• TASK DETAILS
Show all lines from the listing below that contain "this".
══════════════════════════════
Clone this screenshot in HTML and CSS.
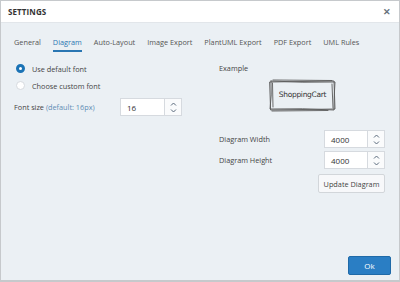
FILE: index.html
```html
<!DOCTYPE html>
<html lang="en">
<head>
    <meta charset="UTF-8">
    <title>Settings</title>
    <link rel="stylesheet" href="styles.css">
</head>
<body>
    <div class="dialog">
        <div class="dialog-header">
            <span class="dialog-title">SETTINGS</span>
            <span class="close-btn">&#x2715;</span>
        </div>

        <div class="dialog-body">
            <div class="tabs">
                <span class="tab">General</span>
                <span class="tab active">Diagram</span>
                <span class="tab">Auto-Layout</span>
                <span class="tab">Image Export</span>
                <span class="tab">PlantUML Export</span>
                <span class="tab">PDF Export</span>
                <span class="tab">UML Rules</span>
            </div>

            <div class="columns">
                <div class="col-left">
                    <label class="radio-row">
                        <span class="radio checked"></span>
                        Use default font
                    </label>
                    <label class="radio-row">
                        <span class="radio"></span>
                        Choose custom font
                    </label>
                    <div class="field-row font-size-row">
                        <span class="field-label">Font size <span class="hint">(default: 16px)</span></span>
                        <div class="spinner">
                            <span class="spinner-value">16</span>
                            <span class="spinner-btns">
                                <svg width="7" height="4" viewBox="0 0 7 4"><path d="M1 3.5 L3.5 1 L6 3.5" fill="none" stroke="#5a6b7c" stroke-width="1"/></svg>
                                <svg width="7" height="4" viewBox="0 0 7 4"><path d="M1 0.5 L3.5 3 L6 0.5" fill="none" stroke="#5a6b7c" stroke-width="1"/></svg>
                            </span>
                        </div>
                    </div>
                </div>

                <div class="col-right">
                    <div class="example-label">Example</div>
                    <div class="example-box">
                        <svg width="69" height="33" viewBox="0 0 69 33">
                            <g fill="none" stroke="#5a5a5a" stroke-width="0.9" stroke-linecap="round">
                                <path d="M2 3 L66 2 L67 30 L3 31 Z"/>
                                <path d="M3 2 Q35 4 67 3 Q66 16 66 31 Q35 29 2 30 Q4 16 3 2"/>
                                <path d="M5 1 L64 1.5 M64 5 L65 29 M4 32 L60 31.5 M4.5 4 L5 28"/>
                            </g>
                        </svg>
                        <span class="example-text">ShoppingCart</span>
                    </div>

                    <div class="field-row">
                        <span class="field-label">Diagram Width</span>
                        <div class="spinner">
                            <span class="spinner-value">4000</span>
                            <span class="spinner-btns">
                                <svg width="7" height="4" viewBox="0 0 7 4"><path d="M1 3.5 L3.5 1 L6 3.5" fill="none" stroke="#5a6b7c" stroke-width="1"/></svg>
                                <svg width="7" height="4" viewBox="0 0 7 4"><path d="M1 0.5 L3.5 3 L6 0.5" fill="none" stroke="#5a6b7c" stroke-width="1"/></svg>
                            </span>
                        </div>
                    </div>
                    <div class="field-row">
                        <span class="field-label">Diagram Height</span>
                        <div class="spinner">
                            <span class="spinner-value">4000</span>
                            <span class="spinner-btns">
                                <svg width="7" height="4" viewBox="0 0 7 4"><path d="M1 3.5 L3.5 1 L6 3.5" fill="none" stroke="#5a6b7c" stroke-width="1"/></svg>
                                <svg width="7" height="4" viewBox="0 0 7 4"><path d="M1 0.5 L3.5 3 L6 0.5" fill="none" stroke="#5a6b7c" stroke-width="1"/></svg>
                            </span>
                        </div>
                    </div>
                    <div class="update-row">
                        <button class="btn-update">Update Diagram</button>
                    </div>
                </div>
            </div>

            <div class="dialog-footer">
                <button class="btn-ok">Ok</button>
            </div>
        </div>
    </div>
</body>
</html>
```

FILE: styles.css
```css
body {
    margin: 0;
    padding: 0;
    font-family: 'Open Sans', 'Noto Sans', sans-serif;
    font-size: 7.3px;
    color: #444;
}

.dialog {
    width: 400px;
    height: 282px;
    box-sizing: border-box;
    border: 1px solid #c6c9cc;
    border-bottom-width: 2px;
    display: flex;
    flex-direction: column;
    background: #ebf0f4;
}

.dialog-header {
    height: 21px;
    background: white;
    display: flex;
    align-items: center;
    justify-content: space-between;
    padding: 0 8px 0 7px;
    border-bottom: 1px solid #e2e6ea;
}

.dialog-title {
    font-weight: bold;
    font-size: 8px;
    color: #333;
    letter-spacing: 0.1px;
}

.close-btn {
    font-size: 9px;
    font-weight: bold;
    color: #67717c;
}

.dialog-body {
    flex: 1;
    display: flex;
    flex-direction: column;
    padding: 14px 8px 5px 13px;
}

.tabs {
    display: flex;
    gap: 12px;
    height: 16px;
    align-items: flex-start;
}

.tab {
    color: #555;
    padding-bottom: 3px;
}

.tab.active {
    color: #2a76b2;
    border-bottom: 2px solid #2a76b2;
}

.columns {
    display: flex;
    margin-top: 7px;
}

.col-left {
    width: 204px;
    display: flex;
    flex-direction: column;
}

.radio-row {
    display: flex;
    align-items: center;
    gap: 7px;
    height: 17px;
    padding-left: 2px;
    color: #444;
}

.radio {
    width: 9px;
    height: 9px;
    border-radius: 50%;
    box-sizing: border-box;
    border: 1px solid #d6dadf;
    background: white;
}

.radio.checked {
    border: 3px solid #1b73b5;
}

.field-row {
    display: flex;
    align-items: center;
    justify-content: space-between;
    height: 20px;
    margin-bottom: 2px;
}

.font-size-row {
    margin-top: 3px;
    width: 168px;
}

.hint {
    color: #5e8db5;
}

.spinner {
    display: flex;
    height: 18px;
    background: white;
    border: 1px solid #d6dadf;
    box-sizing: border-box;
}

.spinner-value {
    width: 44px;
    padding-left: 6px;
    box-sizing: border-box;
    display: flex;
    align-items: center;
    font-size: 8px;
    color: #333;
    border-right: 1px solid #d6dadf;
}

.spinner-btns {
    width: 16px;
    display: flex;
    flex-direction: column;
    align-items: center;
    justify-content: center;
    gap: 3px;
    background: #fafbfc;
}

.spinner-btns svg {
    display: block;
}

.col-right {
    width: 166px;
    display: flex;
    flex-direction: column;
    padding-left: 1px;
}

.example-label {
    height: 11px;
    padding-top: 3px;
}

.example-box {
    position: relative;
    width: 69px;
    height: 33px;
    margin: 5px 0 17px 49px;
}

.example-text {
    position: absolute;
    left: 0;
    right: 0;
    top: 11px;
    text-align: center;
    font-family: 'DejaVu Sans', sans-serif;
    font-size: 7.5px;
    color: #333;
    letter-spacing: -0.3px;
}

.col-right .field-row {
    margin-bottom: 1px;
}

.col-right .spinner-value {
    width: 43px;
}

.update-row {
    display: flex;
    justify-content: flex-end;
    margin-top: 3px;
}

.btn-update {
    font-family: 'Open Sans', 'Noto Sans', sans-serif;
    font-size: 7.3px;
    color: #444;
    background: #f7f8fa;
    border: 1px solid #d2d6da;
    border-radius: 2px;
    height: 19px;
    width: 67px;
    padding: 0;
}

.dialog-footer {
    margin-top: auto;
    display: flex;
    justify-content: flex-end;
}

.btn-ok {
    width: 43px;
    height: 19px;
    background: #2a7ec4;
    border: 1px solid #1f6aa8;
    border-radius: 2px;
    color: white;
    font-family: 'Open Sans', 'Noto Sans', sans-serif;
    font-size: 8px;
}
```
══════════════════════════════
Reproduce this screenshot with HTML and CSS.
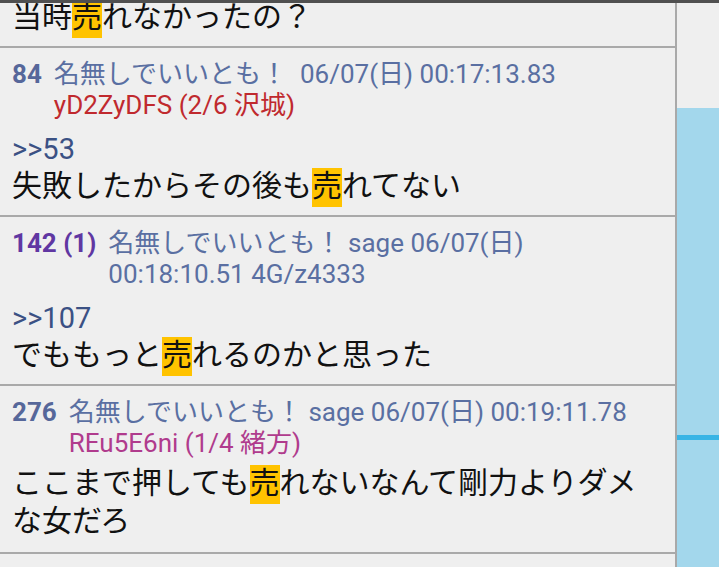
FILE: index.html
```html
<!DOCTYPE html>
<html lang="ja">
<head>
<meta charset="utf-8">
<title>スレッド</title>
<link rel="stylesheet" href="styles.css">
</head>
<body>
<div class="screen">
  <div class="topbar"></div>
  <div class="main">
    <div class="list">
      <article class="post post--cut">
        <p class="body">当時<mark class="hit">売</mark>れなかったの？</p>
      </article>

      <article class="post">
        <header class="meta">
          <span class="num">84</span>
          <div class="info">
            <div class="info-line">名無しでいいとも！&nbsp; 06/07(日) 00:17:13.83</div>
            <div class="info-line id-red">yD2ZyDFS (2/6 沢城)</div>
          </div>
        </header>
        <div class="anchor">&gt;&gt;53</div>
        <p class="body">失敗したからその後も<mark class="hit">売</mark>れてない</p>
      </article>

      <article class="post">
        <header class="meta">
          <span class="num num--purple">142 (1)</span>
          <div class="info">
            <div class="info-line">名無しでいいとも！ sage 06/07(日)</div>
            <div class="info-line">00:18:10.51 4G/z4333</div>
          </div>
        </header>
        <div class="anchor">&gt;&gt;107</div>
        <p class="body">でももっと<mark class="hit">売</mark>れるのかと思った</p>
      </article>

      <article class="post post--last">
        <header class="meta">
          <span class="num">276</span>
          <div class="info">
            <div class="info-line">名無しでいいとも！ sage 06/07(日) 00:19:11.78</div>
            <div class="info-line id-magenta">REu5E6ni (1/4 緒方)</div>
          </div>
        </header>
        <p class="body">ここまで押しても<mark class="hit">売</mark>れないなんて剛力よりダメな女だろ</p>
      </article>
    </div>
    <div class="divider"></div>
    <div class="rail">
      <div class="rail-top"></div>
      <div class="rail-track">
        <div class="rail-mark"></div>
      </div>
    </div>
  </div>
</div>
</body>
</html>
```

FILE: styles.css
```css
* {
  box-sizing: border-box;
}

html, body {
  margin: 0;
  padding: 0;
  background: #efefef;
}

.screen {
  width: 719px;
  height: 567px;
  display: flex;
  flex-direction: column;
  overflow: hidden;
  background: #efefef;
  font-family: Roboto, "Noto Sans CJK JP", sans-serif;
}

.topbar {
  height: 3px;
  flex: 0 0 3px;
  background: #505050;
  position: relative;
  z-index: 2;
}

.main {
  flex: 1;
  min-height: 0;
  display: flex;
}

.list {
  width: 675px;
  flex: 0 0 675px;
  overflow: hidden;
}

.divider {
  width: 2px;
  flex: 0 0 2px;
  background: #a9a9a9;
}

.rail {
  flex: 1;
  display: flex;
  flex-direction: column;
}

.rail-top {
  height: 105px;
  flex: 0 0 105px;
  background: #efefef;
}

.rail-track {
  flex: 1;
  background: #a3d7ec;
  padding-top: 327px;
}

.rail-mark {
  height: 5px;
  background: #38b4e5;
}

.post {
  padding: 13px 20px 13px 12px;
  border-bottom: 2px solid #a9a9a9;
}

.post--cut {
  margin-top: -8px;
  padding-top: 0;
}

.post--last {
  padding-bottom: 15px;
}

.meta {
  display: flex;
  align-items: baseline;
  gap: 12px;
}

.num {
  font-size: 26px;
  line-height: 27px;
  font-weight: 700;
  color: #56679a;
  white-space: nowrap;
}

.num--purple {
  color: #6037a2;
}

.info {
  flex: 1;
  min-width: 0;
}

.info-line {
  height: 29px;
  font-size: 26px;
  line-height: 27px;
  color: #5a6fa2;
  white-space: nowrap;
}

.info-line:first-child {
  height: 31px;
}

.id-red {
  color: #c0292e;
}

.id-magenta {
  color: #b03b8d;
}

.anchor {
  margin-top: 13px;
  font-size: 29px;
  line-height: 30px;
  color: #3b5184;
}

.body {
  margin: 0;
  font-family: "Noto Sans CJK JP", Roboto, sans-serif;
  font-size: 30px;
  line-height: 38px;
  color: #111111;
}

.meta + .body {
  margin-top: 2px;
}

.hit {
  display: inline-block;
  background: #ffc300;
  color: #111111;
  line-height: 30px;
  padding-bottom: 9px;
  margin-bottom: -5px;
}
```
══════════════════════════════
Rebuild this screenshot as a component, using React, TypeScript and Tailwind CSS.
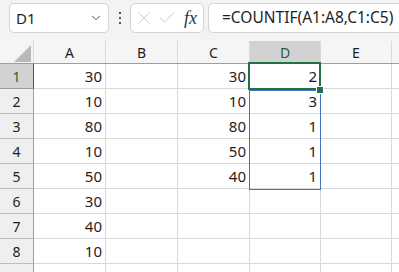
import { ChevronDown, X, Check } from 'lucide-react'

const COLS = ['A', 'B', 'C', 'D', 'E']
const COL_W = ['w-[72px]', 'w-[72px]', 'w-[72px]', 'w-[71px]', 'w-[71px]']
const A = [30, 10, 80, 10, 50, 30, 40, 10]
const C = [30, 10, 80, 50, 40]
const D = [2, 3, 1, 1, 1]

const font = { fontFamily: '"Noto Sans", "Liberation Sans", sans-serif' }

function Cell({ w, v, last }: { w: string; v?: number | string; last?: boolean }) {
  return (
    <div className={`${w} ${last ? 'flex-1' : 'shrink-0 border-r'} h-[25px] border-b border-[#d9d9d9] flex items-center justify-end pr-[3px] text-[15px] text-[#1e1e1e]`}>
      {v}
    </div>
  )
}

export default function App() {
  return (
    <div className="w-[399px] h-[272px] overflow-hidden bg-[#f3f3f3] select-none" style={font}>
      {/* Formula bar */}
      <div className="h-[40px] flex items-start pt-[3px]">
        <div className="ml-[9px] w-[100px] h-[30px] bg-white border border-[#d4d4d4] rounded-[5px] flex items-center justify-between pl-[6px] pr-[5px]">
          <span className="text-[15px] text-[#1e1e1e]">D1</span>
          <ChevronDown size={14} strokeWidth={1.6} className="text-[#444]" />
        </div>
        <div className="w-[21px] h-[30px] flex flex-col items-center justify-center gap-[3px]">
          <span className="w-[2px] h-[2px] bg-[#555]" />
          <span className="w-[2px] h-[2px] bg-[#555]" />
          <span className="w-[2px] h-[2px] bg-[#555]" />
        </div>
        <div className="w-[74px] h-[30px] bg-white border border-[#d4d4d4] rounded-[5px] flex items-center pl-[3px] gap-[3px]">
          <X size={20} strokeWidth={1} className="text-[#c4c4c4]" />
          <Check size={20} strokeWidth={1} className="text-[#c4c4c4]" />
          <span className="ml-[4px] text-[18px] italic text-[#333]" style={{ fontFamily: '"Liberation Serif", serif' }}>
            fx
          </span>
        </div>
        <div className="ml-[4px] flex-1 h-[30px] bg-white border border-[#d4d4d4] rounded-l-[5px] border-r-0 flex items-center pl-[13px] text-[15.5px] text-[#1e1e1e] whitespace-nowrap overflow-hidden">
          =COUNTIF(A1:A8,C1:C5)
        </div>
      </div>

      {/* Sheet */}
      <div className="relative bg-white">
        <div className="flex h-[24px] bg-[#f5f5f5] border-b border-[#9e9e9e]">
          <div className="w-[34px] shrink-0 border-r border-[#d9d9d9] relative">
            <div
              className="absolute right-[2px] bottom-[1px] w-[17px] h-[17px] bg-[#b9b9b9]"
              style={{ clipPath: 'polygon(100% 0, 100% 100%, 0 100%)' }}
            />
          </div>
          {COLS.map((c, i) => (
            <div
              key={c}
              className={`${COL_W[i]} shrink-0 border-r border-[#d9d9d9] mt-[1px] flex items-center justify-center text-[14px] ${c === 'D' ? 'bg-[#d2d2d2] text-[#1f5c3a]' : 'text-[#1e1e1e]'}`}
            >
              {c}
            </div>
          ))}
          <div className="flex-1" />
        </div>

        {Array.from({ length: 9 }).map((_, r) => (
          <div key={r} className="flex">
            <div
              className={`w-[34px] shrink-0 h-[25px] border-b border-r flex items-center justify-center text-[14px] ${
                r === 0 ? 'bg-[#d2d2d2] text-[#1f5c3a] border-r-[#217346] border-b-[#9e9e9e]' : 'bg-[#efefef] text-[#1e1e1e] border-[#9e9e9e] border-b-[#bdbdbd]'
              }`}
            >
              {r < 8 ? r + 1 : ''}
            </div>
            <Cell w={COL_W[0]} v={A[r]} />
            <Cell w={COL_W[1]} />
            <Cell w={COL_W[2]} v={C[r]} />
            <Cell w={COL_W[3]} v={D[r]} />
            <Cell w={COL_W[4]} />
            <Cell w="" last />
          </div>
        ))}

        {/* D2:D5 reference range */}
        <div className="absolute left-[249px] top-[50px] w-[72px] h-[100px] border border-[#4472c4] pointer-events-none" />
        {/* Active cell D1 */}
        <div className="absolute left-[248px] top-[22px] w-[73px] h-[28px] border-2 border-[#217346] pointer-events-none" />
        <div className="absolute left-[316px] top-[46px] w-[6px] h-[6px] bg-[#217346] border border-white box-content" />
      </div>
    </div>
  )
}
══════════════════════════════
• TASK RESPONSE
Clone this screenshot in HTML and CSS.
Reproduce this screenshot with HTML and CSS.
Rebuild this screenshot as a component, using React, TypeScript and Tailwind CSS.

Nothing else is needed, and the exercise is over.